SAN FRANCISCO — “ … Instead of feelings or human adventures,” wrote Francis Ponge, the French Surrealist “poet of things” in 1942, “I choose as subjects the most emotionless objects available.” Ponge used language exhaustively to give expressive life to “mute” items: flowers, seashells. For him, considering objects in this way was “a need, a commitment, a rage, a matter of self-respect and that’s all there is to it.” Artist Robin Hill’s installation work addresses the phenomenology of objects with a subtle fervor that would have made Ponge proud. For a show last month titled Slide Carousel at Ramon’s Tailor in San Francisco, Hill made approximately 300 rubbings of the same 1960s Eastman Kodak slide carousel — the technology that allowed artists to show slides of their work, pre-computer, and lay photographers to illuminate many a suburban living room.
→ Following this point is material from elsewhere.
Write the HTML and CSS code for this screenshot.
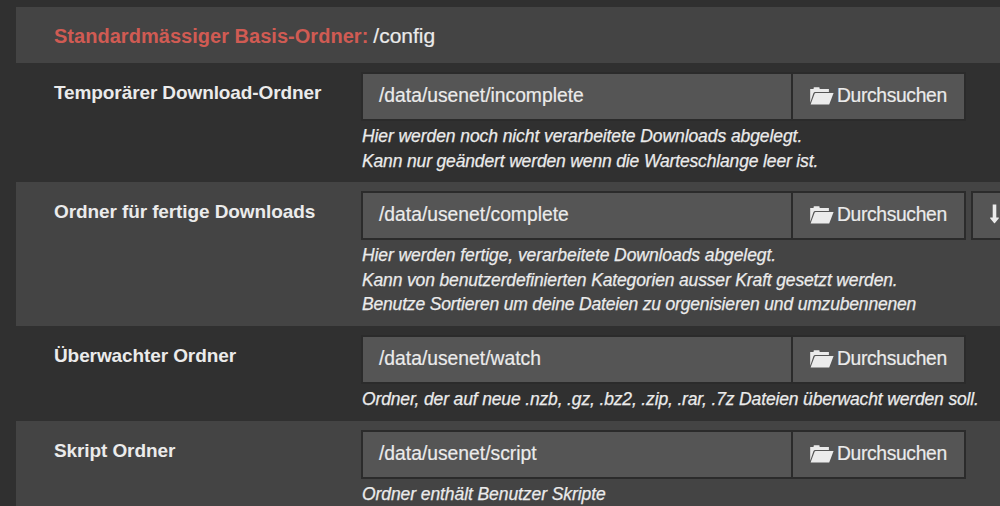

Ramon’s Tailor, a storefront gallery housed in a former tailor shop in San Francisco’s Tenderloin district, was hung wall-to-wall and floor-to-ceiling with Hill’s mandala-like rubbings. The installation featured several cement casts of the carousel placed around the room, as well as a video loop showing Hill’s hands pressing Aqaba industrial hemp paper around the carousel and vigorously rubbing its surface with a graphite stick. The hauntingly meditative space Hill made with Slide Carousel represents a distillation of 30 years of thinking through objects. Since the late 70s, Hill has gathered up materials that often go unnoticed, such as plastic shopping bags, Dixie cups, and string, and carefully worked them into environments that invite a certain focused attention to the contours of built reality. The objects Hill gleans are often handheld; to experience her work is to have a heightened awareness of relational gestures between hand and body, object and self.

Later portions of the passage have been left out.